The Ballad of the Burning Star is a revolutionary piece of theatre throwing light upon a hugely complex situation
I have had to cogitate on the impression this stunning theatrical production Ad Infinitum gave us at the Edinburgh Fringe; so overwhelming was it that I couldn’t write anything for days. What I can say is that it is the most stunning piece of theatre I have seen in many years and I would recommend anyone who is in Edinburgh that if they are to see just one piece of theatre, it should be this.

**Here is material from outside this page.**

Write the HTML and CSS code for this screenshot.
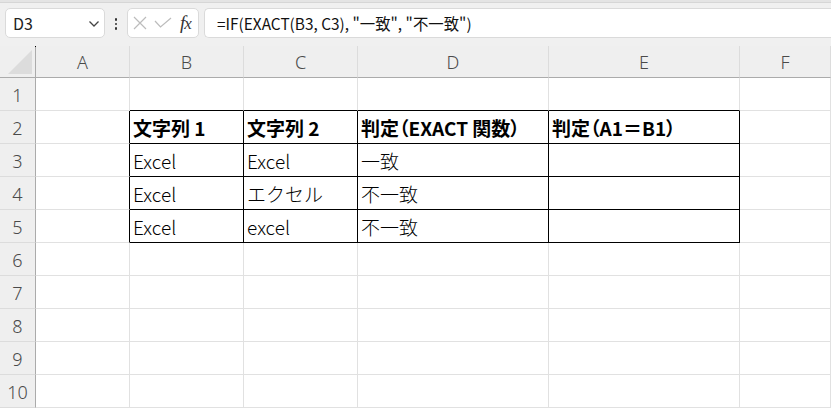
FILE: index.html
```html
<!DOCTYPE html>
<html lang="ja">

<head>
    <meta charset="UTF-8">
    <meta name="viewport" content="width=device-width, initial-scale=1.0">
    <title>EXACT 関数</title>
    <link rel="stylesheet" href="styles.css">
</head>

<body>
    <div class="ribbon-edge"></div>

    <!-- 数式バー -->
    <div class="formula-bar">
        <div class="name-box">
            <span>D3</span>
            <svg class="chevron" width="12" height="8" viewBox="0 0 12 8">
                <path d="M1.5 1.5 L6 6 L10.5 1.5" fill="none" stroke="#444" stroke-width="1.3"/>
            </svg>
        </div>
        <div class="grip">
            <span></span><span></span><span></span>
        </div>
        <div class="fx-box">
            <svg width="16" height="16" viewBox="0 0 16 16">
                <path d="M2 2 L14 14 M14 2 L2 14" stroke="#bcbcbc" stroke-width="1.2" fill="none"/>
            </svg>
            <svg width="18" height="12" viewBox="0 0 18 12">
                <path d="M1 4 L6.5 10 L17 1" stroke="#bcbcbc" stroke-width="1.2" fill="none"/>
            </svg>
            <span class="fx">f<i>x</i></span>
        </div>
        <div class="formula-input">=IF(EXACT(B3, C3), "一致", "不一致")</div>
    </div>

    <!-- シート -->
    <div class="sheet">
        <div class="corner"><span class="tri"></span><span class="dot"></span></div>
        <div class="col-head">A</div>
        <div class="col-head">B</div>
        <div class="col-head">C</div>
        <div class="col-head">D</div>
        <div class="col-head">E</div>
        <div class="col-head">F</div>

        <div class="row-head">1</div>
        <div class="cell"></div>
        <div class="cell edge-b"></div>
        <div class="cell edge-b"></div>
        <div class="cell edge-b"></div>
        <div class="cell edge-b"></div>
        <div class="cell"></div>

        <div class="row-head">2</div>
        <div class="cell edge-r"></div>
        <div class="cell boxed head">文字列 1</div>
        <div class="cell boxed head">文字列 2</div>
        <div class="cell boxed head">判定<span class="paren">（</span>EXACT 関数<span class="paren">）</span></div>
        <div class="cell boxed head">判定<span class="paren">（</span>A1<span class="paren">＝</span>B1<span class="paren">）</span></div>
        <div class="cell"></div>

        <div class="row-head">3</div>
        <div class="cell edge-r"></div>
        <div class="cell boxed">Excel</div>
        <div class="cell boxed">Excel</div>
        <div class="cell boxed">一致</div>
        <div class="cell boxed"></div>
        <div class="cell"></div>

        <div class="row-head">4</div>
        <div class="cell edge-r"></div>
        <div class="cell boxed">Excel</div>
        <div class="cell boxed">エクセル</div>
        <div class="cell boxed">不一致</div>
        <div class="cell boxed"></div>
        <div class="cell"></div>

        <div class="row-head">5</div>
        <div class="cell edge-r"></div>
        <div class="cell boxed">Excel</div>
        <div class="cell boxed">excel</div>
        <div class="cell boxed">不一致</div>
        <div class="cell boxed"></div>
        <div class="cell"></div>

        <div class="row-head">6</div>
        <div class="cell"></div><div class="cell"></div><div class="cell"></div>
        <div class="cell"></div><div class="cell"></div><div class="cell"></div>

        <div class="row-head">7</div>
        <div class="cell"></div><div class="cell"></div><div class="cell"></div>
        <div class="cell"></div><div class="cell"></div><div class="cell"></div>

        <div class="row-head">8</div>
        <div class="cell"></div><div class="cell"></div><div class="cell"></div>
        <div class="cell"></div><div class="cell"></div><div class="cell"></div>

        <div class="row-head">9</div>
        <div class="cell"></div><div class="cell"></div><div class="cell"></div>
        <div class="cell"></div><div class="cell"></div><div class="cell"></div>

        <div class="row-head">10</div>
        <div class="cell"></div><div class="cell"></div><div class="cell"></div>
        <div class="cell"></div><div class="cell"></div><div class="cell"></div>
    </div>
</body>

</html>
```

FILE: styles.css
```css
* {
    margin: 0;
    padding: 0;
    box-sizing: border-box;
}

body {
    font-family: "Noto Sans CJK JP", "Noto Sans", sans-serif;
    background: #f0f0f0;
    color: #000;
    overflow: hidden;
}

.ribbon-edge {
    height: 3px;
    background: #e4e4e4;
    border-bottom: 1px solid #d6d6d6;
}

/* 数式バー */
.formula-bar {
    display: flex;
    align-items: flex-start;
    height: 43px;
    padding: 5px 0 0 5px;
}

.name-box {
    width: 100px;
    height: 30px;
    background: #fff;
    border: 1px solid #dadada;
    border-radius: 5px;
    display: flex;
    align-items: center;
    justify-content: space-between;
    padding: 0 4px 0 7px;
    font-size: 16px;
    color: #222;
}

.chevron {
    margin-top: 2px;
}

.grip {
    width: 22px;
    height: 30px;
    display: flex;
    flex-direction: column;
    align-items: center;
    justify-content: center;
    gap: 2px;
    padding-top: 2px;
}

.grip span {
    width: 2.5px;
    height: 2.5px;
    background: #333;
    border-radius: 50%;
}

.fx-box {
    width: 72px;
    height: 30px;
    background: #fff;
    border: 1px solid #dadada;
    border-radius: 5px;
    display: flex;
    align-items: center;
    gap: 6px;
    padding-left: 4px;
}

.fx {
    font-family: "Liberation Serif", "DejaVu Serif", serif;
    font-style: italic;
    font-size: 19px;
    color: #333;
    margin-left: 2px;
    letter-spacing: -1px;
}

.fx i {
    font-size: 17px;
}

.formula-input {
    flex: 1;
    height: 30px;
    margin-left: 5px;
    background: #fff;
    border: 1px solid #dadada;
    border-right: none;
    border-radius: 5px 0 0 5px;
    display: flex;
    align-items: center;
    padding-left: 12px;
    font-size: 15.4px;
    color: #111;
}

/* シート */
.sheet {
    display: grid;
    grid-template-columns: 36px 94px 114px 114px 191px 191px 1fr;
    grid-template-rows: 32px repeat(10, 33px);
    background: #fff;
}

.corner,
.col-head,
.row-head {
    background: #efefef;
    color: #4a4a4a;
    font-family: "Noto Sans", sans-serif;
    font-weight: 300;
    font-size: 18px;
    display: flex;
    align-items: center;
    justify-content: center;
}

.corner {
    position: relative;
    border-right: 1px solid #ababab;
    border-bottom: 1px solid #ababab;
}

.tri {
    position: absolute;
    left: 8px;
    top: 4px;
    width: 24px;
    height: 24px;
    background: #dcdcdc;
    clip-path: polygon(100% 0, 100% 100%, 0 100%);
}

.dot {
    position: absolute;
    right: -1px;
    top: 0;
    width: 1px;
    height: 1px;
    background: #000;
}

.col-head {
    border-right: 1px solid #dcdcdc;
    border-bottom: 1px solid #ababab;
}

.row-head {
    border-right: 1px solid #ababab;
    border-bottom: 1px solid #dcdcdc;
    padding-top: 1px;
}

.cell {
    border-right: 1px solid #e1e1e1;
    border-bottom: 1px solid #e1e1e1;
    display: flex;
    align-items: center;
    padding: 1px 0 0 3px;
    font-size: 19px;
    font-weight: 300;
    line-height: 1;
    white-space: nowrap;
}

.cell.edge-b {
    border-bottom-color: #000;
}

.cell.edge-r {
    border-right-color: #000;
}

.cell.boxed {
    border-right-color: #000;
    border-bottom-color: #000;
}

.cell.head {
    font-weight: 700;
}

.paren {
    font-feature-settings: "palt";
}
```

Any theatrical piece that so masterfully tackles the Israeli question should be automatically awarded 5 stars, and this is executed in serious 1930’s Berlin cabaret style. Theatrical devices and the playing with time make this piece innovative, edgy and fast-paced, throwing the audience on a rollercoaster of emotions and constantly shifting attitudes.

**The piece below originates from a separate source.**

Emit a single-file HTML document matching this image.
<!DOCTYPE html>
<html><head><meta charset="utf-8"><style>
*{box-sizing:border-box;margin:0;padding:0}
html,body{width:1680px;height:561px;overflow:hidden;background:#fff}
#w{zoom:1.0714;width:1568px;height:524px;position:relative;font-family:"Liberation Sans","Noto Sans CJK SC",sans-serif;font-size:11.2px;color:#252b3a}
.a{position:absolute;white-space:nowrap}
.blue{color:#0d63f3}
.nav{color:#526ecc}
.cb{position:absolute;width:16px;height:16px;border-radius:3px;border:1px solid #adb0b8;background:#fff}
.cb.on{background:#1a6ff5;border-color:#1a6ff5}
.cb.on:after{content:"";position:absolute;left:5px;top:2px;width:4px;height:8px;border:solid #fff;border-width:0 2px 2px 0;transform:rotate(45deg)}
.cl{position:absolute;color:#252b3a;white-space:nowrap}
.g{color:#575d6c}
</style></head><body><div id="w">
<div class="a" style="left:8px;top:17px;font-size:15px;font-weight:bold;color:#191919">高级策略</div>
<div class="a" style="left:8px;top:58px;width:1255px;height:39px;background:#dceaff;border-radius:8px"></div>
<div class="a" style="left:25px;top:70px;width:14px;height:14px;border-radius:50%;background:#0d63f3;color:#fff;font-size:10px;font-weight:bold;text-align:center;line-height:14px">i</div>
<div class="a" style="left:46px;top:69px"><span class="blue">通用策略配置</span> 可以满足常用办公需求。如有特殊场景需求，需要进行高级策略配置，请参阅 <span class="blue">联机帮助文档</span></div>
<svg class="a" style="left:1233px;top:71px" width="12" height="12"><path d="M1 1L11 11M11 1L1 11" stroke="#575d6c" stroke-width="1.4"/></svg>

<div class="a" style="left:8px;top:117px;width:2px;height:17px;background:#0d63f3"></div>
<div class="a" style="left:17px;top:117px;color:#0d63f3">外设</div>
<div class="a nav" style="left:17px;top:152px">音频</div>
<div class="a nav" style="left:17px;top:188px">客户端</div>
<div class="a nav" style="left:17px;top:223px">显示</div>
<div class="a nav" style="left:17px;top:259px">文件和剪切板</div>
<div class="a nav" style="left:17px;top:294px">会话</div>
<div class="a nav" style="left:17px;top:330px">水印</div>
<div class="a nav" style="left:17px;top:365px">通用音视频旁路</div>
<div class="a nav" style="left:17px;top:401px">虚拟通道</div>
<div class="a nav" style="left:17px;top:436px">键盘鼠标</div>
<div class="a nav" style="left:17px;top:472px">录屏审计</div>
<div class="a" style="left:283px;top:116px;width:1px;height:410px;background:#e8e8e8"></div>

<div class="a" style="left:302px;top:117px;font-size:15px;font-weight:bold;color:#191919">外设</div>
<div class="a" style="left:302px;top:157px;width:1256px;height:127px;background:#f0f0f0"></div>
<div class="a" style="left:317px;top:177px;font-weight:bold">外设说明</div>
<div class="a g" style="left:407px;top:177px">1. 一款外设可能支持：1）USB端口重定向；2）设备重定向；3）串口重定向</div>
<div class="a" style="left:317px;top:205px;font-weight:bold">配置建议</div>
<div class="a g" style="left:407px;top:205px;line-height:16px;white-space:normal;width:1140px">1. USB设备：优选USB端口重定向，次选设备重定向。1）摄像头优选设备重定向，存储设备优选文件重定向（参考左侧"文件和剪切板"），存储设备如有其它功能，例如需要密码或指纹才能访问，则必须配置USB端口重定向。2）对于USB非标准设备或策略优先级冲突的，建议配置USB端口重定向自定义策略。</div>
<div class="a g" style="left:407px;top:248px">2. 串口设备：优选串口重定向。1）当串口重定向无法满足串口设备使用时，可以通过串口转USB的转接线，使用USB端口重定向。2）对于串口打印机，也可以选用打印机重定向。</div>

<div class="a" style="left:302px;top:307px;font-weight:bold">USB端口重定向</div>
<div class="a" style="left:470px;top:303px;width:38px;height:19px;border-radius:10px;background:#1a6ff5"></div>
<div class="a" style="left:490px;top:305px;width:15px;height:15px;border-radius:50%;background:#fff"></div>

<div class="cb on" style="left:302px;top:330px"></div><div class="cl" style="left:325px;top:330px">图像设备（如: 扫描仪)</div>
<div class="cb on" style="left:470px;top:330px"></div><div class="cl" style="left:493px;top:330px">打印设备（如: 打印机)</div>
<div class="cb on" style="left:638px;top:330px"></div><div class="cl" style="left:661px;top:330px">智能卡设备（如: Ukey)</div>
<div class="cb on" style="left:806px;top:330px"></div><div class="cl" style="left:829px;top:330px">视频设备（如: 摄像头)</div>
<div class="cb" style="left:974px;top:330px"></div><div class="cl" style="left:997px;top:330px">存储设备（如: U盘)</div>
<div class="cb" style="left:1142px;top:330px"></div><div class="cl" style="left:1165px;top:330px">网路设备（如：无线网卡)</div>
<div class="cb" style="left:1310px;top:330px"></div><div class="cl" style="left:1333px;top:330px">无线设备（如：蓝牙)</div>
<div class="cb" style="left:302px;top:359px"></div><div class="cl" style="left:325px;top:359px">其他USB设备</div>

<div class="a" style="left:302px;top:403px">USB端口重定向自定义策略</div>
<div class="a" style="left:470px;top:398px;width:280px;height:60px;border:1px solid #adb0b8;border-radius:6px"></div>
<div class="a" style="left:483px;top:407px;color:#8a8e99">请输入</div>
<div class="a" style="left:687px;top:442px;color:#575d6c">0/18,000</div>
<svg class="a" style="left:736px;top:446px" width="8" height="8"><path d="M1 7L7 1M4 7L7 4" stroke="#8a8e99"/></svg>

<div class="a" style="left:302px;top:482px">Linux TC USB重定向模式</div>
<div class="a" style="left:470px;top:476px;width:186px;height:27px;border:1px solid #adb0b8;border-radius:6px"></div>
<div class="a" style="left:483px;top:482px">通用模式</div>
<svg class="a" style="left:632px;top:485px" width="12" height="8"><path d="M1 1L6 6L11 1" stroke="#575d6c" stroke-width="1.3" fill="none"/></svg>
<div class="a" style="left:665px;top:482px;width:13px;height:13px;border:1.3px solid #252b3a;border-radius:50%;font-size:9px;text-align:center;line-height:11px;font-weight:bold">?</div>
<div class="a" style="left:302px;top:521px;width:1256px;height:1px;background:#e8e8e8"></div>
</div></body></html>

We are thrown a theatrical bomb when we are threatened by a real bomb — the audience is told there could be a terrorist in the theatre, and they end up shuffling uncomfortably in their seats. It’s only the beginning, but already the audience is given a taste of what it’s like to live in Israel in these days. And so with this faux warm-up, we’re introduced to the main protagonist, an emotional and tyrannical transvestite called Star, who is masterfully played (and written) by Nir Paldi.

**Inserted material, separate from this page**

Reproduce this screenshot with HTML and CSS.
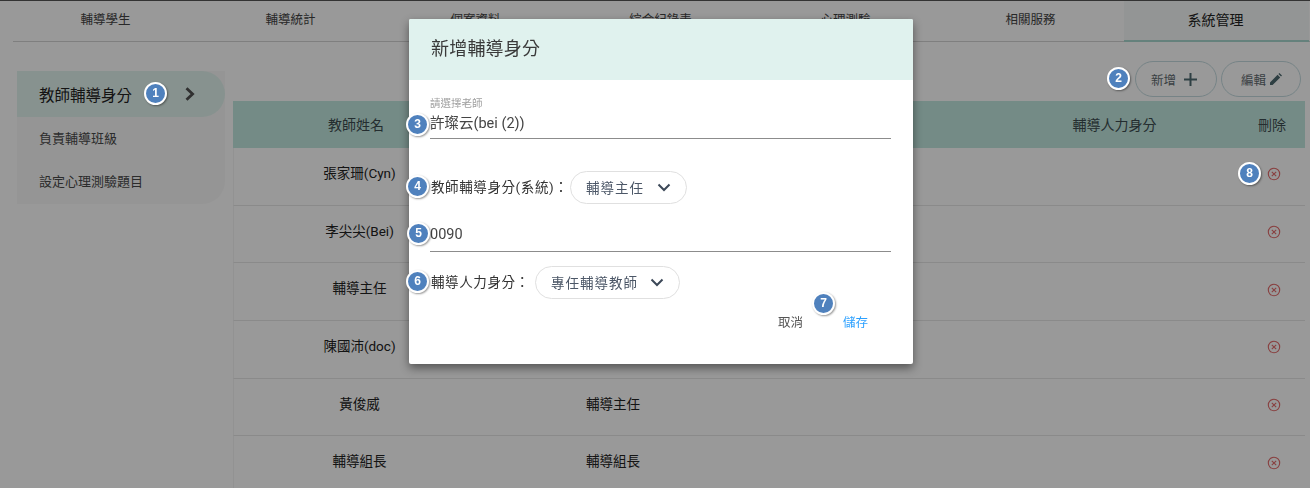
FILE: index.html
```html
<!DOCTYPE html>
<html lang="zh-Hant">
<head>
<meta charset="utf-8">
<title>新增輔導身分</title>
<link rel="stylesheet" href="styles.css">
</head>
<body>
<div class="topline"></div>
<nav class="tabs">
  <a class="tab">輔導學生</a>
  <a class="tab">輔導統計</a>
  <a class="tab">個案資料</a>
  <a class="tab">綜合紀錄表</a>
  <a class="tab">心理測驗</a>
  <a class="tab">相關服務</a>
  <a class="tab tab-active">系統管理</a>
</nav>
<div class="main">
  <aside class="side">
    <div class="side-item side-active">教師輔導身分
      <svg class="chev-right" width="12" height="14" viewBox="0 0 12 14"><path d="M2.5 1.2 8.6 7l-6.1 5.8" fill="none" stroke="#505050" stroke-width="2.8"/></svg>
    </div>
    <div class="side-item">負責輔導班級</div>
    <div class="side-item">設定心理測驗題目</div>
  </aside>
  <section class="content">
    <div class="toolbar">
      <button class="tool tool-add">新增
        <svg width="13" height="13" viewBox="0 0 13 13"><path d="M6.5 0v13M0 6.5h13" stroke="#4d6a70" stroke-width="2"/></svg>
      </button>
      <button class="tool tool-edit">編輯
        <svg width="12" height="12" viewBox="0 0 12 12"><path d="M0 12V9.4L7.6 1.8l2.6 2.6L2.6 12zM8.4 1 9.4 0l2.6 2.6-1 1z" fill="#4d6a70"/></svg>
      </button>
    </div>
    <div class="table">
      <div class="row head"><div>教師姓名</div><div class="c2"></div><div>輔導人力身分</div><div>刪除</div></div>
      <div class="row"><div>張家珊(Cyn)</div><div class="c2"></div><div></div><div><svg class="del" viewBox="0 0 14 14"><circle cx="7" cy="7" r="5.7"/><path d="M4.8 4.8l4.4 4.4M9.2 4.8l-4.4 4.4"/></svg></div></div>
      <div class="row"><div>李尖尖(Bei)</div><div class="c2"></div><div></div><div><svg class="del" viewBox="0 0 14 14"><circle cx="7" cy="7" r="5.7"/><path d="M4.8 4.8l4.4 4.4M9.2 4.8l-4.4 4.4"/></svg></div></div>
      <div class="row"><div>輔導主任</div><div class="c2"></div><div></div><div><svg class="del" viewBox="0 0 14 14"><circle cx="7" cy="7" r="5.7"/><path d="M4.8 4.8l4.4 4.4M9.2 4.8l-4.4 4.4"/></svg></div></div>
      <div class="row"><div>陳國沛(doc)</div><div class="c2"></div><div></div><div><svg class="del" viewBox="0 0 14 14"><circle cx="7" cy="7" r="5.7"/><path d="M4.8 4.8l4.4 4.4M9.2 4.8l-4.4 4.4"/></svg></div></div>
      <div class="row"><div>黃俊威</div><div class="c2">輔導主任</div><div></div><div><svg class="del" viewBox="0 0 14 14"><circle cx="7" cy="7" r="5.7"/><path d="M4.8 4.8l4.4 4.4M9.2 4.8l-4.4 4.4"/></svg></div></div>
      <div class="row"><div>輔導組長</div><div class="c2">輔導組長</div><div></div><div><svg class="del" viewBox="0 0 14 14"><circle cx="7" cy="7" r="5.7"/><path d="M4.8 4.8l4.4 4.4M9.2 4.8l-4.4 4.4"/></svg></div></div>
    </div>
  </section>
</div>

<div class="overlay"></div>

<div class="modal">
  <header class="modal-head">新增輔導身分</header>
  <div class="modal-body">
    <div class="field field-teacher">
      <div class="float-label">請選擇老師</div>
      <div class="field-value">許璨云(bei (2))</div>
    </div>
    <div class="select-row select-row-1">
      <span class="select-label">教師輔導身分(系統)：</span>
      <span class="select">輔導主任
        <svg width="14" height="9" viewBox="0 0 14 9"><path d="M1.5 1.5 7 7l5.5-5.5" fill="none" stroke="#3c4858" stroke-width="2"/></svg>
      </span>
    </div>
    <div class="field field-code">
      <div class="field-value">0090</div>
    </div>
    <div class="select-row select-row-2">
      <span class="select-label">輔導人力身分：</span>
      <span class="select">專任輔導教師
        <svg width="14" height="9" viewBox="0 0 14 9"><path d="M1.5 1.5 7 7l5.5-5.5" fill="none" stroke="#3c4858" stroke-width="2"/></svg>
      </span>
    </div>
    <div class="actions">
      <span class="act">取消</span>
      <span class="act act-save">儲存</span>
    </div>
  </div>
</div>

<span class="badge b1">1</span>
<span class="badge b2">2</span>
<span class="badge b3">3</span>
<span class="badge b4">4</span>
<span class="badge b5">5</span>
<span class="badge b6">6</span>
<span class="badge b7">7</span>
<span class="badge b8">8</span>
</body>
</html>
```
FILE: styles.css
```css
* { box-sizing: border-box; }
html, body { height: 100%; }
body {
  margin: 0;
  overflow: hidden;
  background: #fff;
  color: #222;
  font-family: Roboto, "Noto Sans CJK TC", sans-serif;
  font-size: 14px;
}
.topline { height: 1px; background: #555; }
.tabs {
  display: flex;
  margin-left: 13px;
  height: 41px;
  border-bottom: 1px solid #d4d4d4;
}
.tab {
  width: 185px;
  height: 41px;
  padding-top: 9px;
  line-height: 20px;
  text-align: center;
  font-size: 12.5px;
  color: #444;
}
.tab-active {
  margin-left: 1px;
  padding-right: 2px;
  font-size: 14px;
  color: #222;
  background: #f5f9f8;
  border-bottom: 2px solid #a9d8cf;
}
.main { display: flex; padding-left: 17px; }
.side {
  width: 208px;
  height: 133px;
  margin-top: 29px;
  background: #f9f9f9;
  border-radius: 0 0 23px 0;
}
.side-item {
  display: flex;
  align-items: center;
  height: 43px;
  padding: 0 0 2px 22px;
  font-size: 13px;
  color: #4a4a4a;
}
.side-active {
  position: relative;
  height: 46px;
  padding: 0 0 0 22px;
  font-size: 15.5px;
  color: #222;
  background: #e2f4ef;
  border-radius: 0 23px 23px 0;
}
.chev-right { position: absolute; left: 167px; top: 16px; }
.content { width: 1072px; margin-left: 8px; }
.toolbar {
  display: flex;
  justify-content: flex-end;
  gap: 4px;
  height: 59px;
  padding: 19px 4px 0 0;
}
.tool {
  display: flex;
  align-items: center;
  height: 36px;
  background: transparent;
  border: 1px solid #c5dbe0;
  border-radius: 18px;
  font: inherit;
  font-size: 12.5px;
  color: #5f6b70;
}
.tool-add { width: 82px; gap: 8px; padding: 0 0 0 15px; }
.tool-edit { width: 80px; gap: 4px; padding: 0 0 0 19px; }
.row {
  display: grid;
  grid-template-columns: 254px 503px 249px 66px;
  height: 57.7px;
  padding-bottom: 9px;
  align-items: center;
  text-align: center;
  border-bottom: 1px solid #e6e6e6;
  border-left: 1px solid #f4f4f4;
  font-size: 13.5px;
}
.row > :first-child { padding-right: 3px; }
.row .c2 { text-align: left; padding-left: 98px; }
.head {
  height: 47px;
  padding-bottom: 2px;
  background: #c2e8df;
  border: 0;
  color: #3d4c50;
  font-size: 14px;
}
.row.head > :first-child { padding-right: 8px; }
.del {
  width: 14px;
  height: 14px;
  margin: 8px 0 0 2px;
  fill: none;
  stroke: #e46c6c;
  stroke-width: 1.1;
}
.overlay {
  position: fixed;
  inset: 0;
  background: rgba(0, 0, 0, .4);
}
.modal {
  position: absolute;
  left: 409px;
  top: 19px;
  width: 504px;
  height: 345px;
  background: #fff;
  border-radius: 2px;
  box-shadow: 0 4px 10px rgba(0, 0, 0, .45);
}
.modal-head {
  height: 61px;
  padding: 18px 0 0 22px;
  line-height: 24px;
  font-size: 18px;
  letter-spacing: .2px;
  color: #3a3a3a;
  background: #e0f2ee;
  border-radius: 2px 2px 0 0;
}
.modal-body { padding: 0 22px 0 21px; }
.field { border-bottom: 1px solid #8c8c8c; }
.field-teacher { height: 59px; padding-top: 17px; }
.float-label {
  height: 14px;
  line-height: 14px;
  font-size: 10.5px;
  color: #a0a0a0;
}
.field-value {
  line-height: 20px;
  font-size: 14.5px;
  color: #444;
}
.field-teacher .field-value { margin-top: 3px; }
.field-code { height: 36px; margin-top: 12px; padding-top: 9px; }
.select-row { display: flex; align-items: center; color: #333; }
.select-row-1 { height: 34px; margin-top: 31px; }
.select-row-2 { height: 34px; margin-top: 13px; }
.select-label {
  margin: -3px 0 0 1px;
  font-size: 13.5px;
  letter-spacing: .6px;
  white-space: nowrap;
}
.select-row-1 .select-label { width: 139px; }
.select-row-2 .select-label { width: 104px; }
.select-row-1 .select { width: 117px; }
.select-row-2 .select { width: 145px; }
.select {
  display: flex;
  align-items: center;
  justify-content: space-between;
  height: 33px;
  padding: 0 15px;
  background: #fff;
  border: 1px solid #e0e0e0;
  border-radius: 17px;
  font-size: 13.5px;
  letter-spacing: 1px;
  color: #4c5767;
}
.actions {
  display: flex;
  justify-content: flex-end;
  gap: 40px;
  margin-top: 14px;
  padding-right: 23px;
}
.act { line-height: 20px; font-size: 12.5px; color: #555; }
.act-save { color: #2ba0ff; }
.badge {
  position: absolute;
  width: 23px;
  height: 23px;
  line-height: 19px;
  text-align: center;
  border: 2px solid #fff;
  border-radius: 50%;
  background: #4f81bd;
  color: #fff;
  font-family: "Liberation Sans", sans-serif;
  font-size: 12px;
  font-weight: 700;
  box-shadow: 1px 1px 2px rgba(0, 0, 0, .4);
}
.b1 { left: 144px; top: 82px; }
.b2 { left: 1107px; top: 67px; }
.b3 { left: 406px; top: 113px; }
.b4 { left: 406px; top: 175px; }
.b5 { left: 407px; top: 222px; }
.b6 { left: 406px; top: 270px; }
.b7 { left: 812px; top: 292px; }
.b8 { left: 1238px; top: 162px; }
```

We are told the highly charged story of an Israeli army infiltrating an Arab house where a young Palestinian boy is killed. From this incident, flashes of historical references of the Jews over hundreds of years are interpreted by a powerful troop of athletic storm-trooper dancers known, who despite their tremendous acting and energy are constantly berated by the stroppy diva, Star. We learn the bitter truth of life in Israel for both Arabs and Jews as we understand the rising internal conflict within Star and why he is so utterly torn apart.
Thus we come in and out of two layers of theatre; one of the Berlin cabaret troop, the other of the story of the Israel- Palestine situation, masterfully related in exhaustingly physical hard-hitting vignettes. Our senses are bombarded with turbulent flashbacks through singing, dance, movement, live music, speech and recital.
The Ballad of the Burning Star is a revolutionary piece of theatre throwing light upon a hugely complex situation. There’s a superb twist at the end, which leaves us with more questions and heartache over a situation it seems will never be settled. Only one thing’s for certain, there’s nothing more complex than man himself.